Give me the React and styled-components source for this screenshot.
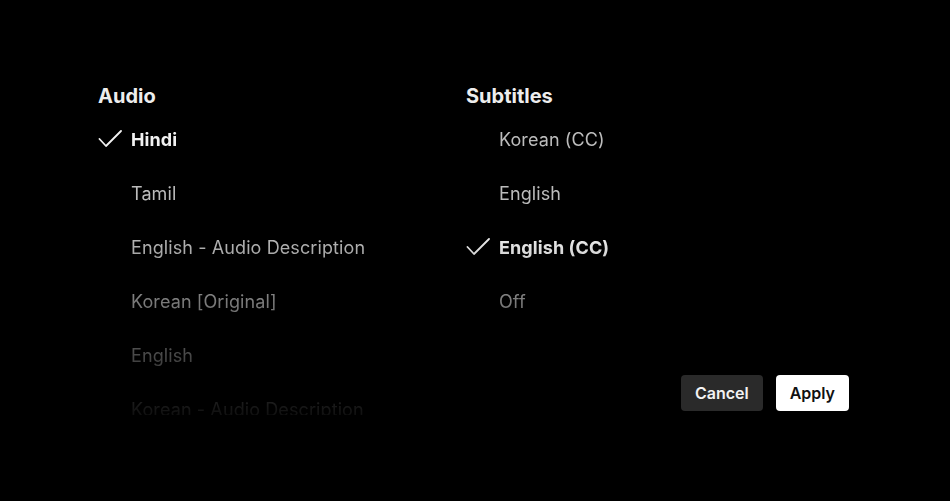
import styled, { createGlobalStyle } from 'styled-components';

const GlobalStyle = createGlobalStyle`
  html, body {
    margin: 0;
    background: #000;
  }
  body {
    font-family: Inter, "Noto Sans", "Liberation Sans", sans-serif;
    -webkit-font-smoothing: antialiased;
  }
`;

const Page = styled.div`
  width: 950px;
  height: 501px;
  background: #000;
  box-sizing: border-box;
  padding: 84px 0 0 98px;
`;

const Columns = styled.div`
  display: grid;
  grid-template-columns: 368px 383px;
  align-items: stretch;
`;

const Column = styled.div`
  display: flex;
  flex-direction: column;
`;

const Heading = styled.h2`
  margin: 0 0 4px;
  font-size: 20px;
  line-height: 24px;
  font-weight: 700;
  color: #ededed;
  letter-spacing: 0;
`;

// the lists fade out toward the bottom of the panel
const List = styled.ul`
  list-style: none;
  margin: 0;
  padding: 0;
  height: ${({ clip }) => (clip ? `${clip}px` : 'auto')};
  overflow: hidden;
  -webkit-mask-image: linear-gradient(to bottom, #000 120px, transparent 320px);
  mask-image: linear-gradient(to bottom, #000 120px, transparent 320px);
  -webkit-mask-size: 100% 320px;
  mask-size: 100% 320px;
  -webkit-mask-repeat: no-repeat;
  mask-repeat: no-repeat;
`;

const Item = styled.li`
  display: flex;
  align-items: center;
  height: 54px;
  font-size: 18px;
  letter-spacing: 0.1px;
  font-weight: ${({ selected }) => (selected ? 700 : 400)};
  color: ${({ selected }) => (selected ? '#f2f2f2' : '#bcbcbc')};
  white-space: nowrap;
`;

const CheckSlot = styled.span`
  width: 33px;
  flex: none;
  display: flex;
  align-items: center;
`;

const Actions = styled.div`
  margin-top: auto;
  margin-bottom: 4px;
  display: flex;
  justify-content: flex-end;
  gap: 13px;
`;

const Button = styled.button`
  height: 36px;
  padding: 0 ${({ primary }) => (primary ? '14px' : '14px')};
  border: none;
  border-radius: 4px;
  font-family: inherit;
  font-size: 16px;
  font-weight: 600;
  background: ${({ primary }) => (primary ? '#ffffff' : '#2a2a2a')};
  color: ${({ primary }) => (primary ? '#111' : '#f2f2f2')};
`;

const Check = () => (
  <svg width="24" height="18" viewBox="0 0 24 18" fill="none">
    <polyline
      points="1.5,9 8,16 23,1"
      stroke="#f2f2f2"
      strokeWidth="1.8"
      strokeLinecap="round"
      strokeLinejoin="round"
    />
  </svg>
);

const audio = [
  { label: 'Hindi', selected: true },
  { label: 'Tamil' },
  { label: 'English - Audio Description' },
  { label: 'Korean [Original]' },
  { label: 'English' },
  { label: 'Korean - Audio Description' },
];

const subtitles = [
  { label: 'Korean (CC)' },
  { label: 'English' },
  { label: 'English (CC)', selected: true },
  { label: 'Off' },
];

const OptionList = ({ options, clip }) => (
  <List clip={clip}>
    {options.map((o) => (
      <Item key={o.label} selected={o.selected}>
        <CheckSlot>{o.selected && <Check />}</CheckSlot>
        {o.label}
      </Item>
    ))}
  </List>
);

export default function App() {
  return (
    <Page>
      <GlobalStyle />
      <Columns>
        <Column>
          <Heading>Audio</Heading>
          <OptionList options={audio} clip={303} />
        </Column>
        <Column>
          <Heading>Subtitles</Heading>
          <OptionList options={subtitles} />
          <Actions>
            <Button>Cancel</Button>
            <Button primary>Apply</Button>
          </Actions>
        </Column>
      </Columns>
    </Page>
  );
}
====
-- WHAT YOU WILL DO --
Except for the pictures, give all the material above again verbatim.

-- ANSWER --
Give me the React and styled-components source for this screenshot.
import styled, { createGlobalStyle } from 'styled-components';

const GlobalStyle = createGlobalStyle`
  html, body {
    margin: 0;
    background: #000;
  }
  body {
    font-family: Inter, "Noto Sans", "Liberation Sans", sans-serif;
    -webkit-font-smoothing: antialiased;
  }
`;

const Page = styled.div`
  width: 950px;
  height: 501px;
  background: #000;
  box-sizing: border-box;
  padding: 84px 0 0 98px;
`;

const Columns = styled.div`
  display: grid;
  grid-template-columns: 368px 383px;
  align-items: stretch;
`;

const Column = styled.div`
  display: flex;
  flex-direction: column;
`;

const Heading = styled.h2`
  margin: 0 0 4px;
  font-size: 20px;
  line-height: 24px;
  font-weight: 700;
  color: #ededed;
  letter-spacing: 0;
`;

// the lists fade out toward the bottom of the panel
const List = styled.ul`
  list-style: none;
  margin: 0;
  padding: 0;
  height: ${({ clip }) => (clip ? `${clip}px` : 'auto')};
  overflow: hidden;
  -webkit-mask-image: linear-gradient(to bottom, #000 120px, transparent 320px);
  mask-image: linear-gradient(to bottom, #000 120px, transparent 320px);
  -webkit-mask-size: 100% 320px;
  mask-size: 100% 320px;
  -webkit-mask-repeat: no-repeat;
  mask-repeat: no-repeat;
`;

const Item = styled.li`
  display: flex;
  align-items: center;
  height: 54px;
  font-size: 18px;
  letter-spacing: 0.1px;
  font-weight: ${({ selected }) => (selected ? 700 : 400)};
  color: ${({ selected }) => (selected ? '#f2f2f2' : '#bcbcbc')};
  white-space: nowrap;
`;

const CheckSlot = styled.span`
  width: 33px;
  flex: none;
  display: flex;
  align-items: center;
`;

const Actions = styled.div`
  margin-top: auto;
  margin-bottom: 4px;
  display: flex;
  justify-content: flex-end;
  gap: 13px;
`;

const Button = styled.button`
  height: 36px;
  padding: 0 ${({ primary }) => (primary ? '14px' : '14px')};
  border: none;
  border-radius: 4px;
  font-family: inherit;
  font-size: 16px;
  font-weight: 600;
  background: ${({ primary }) => (primary ? '#ffffff' : '#2a2a2a')};
  color: ${({ primary }) => (primary ? '#111' : '#f2f2f2')};
`;

const Check = () => (
  <svg width="24" height="18" viewBox="0 0 24 18" fill="none">
    <polyline
      points="1.5,9 8,16 23,1"
      stroke="#f2f2f2"
      strokeWidth="1.8"
      strokeLinecap="round"
      strokeLinejoin="round"
    />
  </svg>
);

const audio = [
  { label: 'Hindi', selected: true },
  { label: 'Tamil' },
  { label: 'English - Audio Description' },
  { label: 'Korean [Original]' },
  { label: 'English' },
  { label: 'Korean - Audio Description' },
];

const subtitles = [
  { label: 'Korean (CC)' },
  { label: 'English' },
  { label: 'English (CC)', selected: true },
  { label: 'Off' },
];

const OptionList = ({ options, clip }) => (
  <List clip={clip}>
    {options.map((o) => (
      <Item key={o.label} selected={o.selected}>
        <CheckSlot>{o.selected && <Check />}</CheckSlot>
        {o.label}
      </Item>
    ))}
  </List>
);

export default function App() {
  return (
    <Page>
      <GlobalStyle />
      <Columns>
        <Column>
          <Heading>Audio</Heading>
          <OptionList options={audio} clip={303} />
        </Column>
        <Column>
          <Heading>Subtitles</Heading>
          <OptionList options={subtitles} />
          <Actions>
            <Button>Cancel</Button>
            <Button primary>Apply</Button>
          </Actions>
        </Column>
      </Columns>
    </Page>
  );
}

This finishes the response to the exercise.